ASUNCIÓN DE MARÍA. Igual con el Dogma de Inmaculada, el Dogma de la Asunción no tiene explicita fundamentación bíblica. Este dogma está en consonancia con la doctrina bíblica que afirma la participación del justo en el triunfo de Cristo sobre la muerte y en su exaltación a la gloria divina: “Llegará la hora en que todos los que están en los sepulcros oirán su voz y saldrán; los que obraron bien resucitarán para la vida” (Jn 4,28-29). “Es voluntad de mi Padre que todo el que vea al Hijo y crea en Él tenga vida eterna y yo lo resucite en el último día” (Jn 6,40). María participa de la resurrección de Cristo en cuanto que -como madre y como primera discípula- estuvo perfectamente unida a Él, escuchando su palabra y poniéndola en práctica.

Uno de los primeros que escribe sobre el tema es EPIFANIO, aunque reconoce que no se sabe nada sobre la muerte de María. Las primeras menciones de la Asunción se encuentran en los Evangelios apócrifos de finales del siglo IV hasta el VI. Desde el siglo VII la Asunción de María en cuerpo y alma al cielo ha sido creída tanto en la Iglesia de Oriente como en la de Occidente. En el siglo VI en Oriente se introduce la FIESTA DE TRANSITO, DORMICIÓN o ASUNCIÓN DE MARÍA, que se celebraba el 15 de Agosto. En Occidente se introduce en el año 650, primero conmemorando la muerte de María, y a partir de los siglos VIII y IX celebrando ya su Assumptio, es decir, su glorificación.
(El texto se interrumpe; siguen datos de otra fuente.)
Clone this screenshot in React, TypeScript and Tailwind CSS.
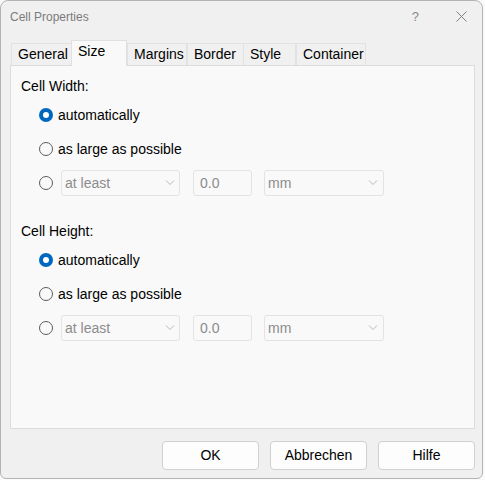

En el año 1950 el Papa Pío XII define el dogma en la Constitución Apostólica Munificentissimus Deus con estas palabras:

Por la autoridad de nuestro Señor Jesucristo, de los bienaventurados Apóstoles Pedro y Pablo y nuestra, proclamamos, declaramos y definimos ser dogma divinamente revelado: que la Inmaculada Madre de Dios, siempre Virgen María, cumplido el curso de su vida terrestre, fue asunta en cuerpo y alma a la gloria celestial.” (DH 3903)

En su interpretación este dogma, el Concilio Vaticano II subraya que la Asunción de María es ya imagen y comienzo de la Iglesia escatológica, anticipando en todo su ser la futura plenitud humana. María es miembro de la Iglesia, no está fuera o por encima de ésta, pero la Iglesia con ella comienza y alcanza ya su perfección.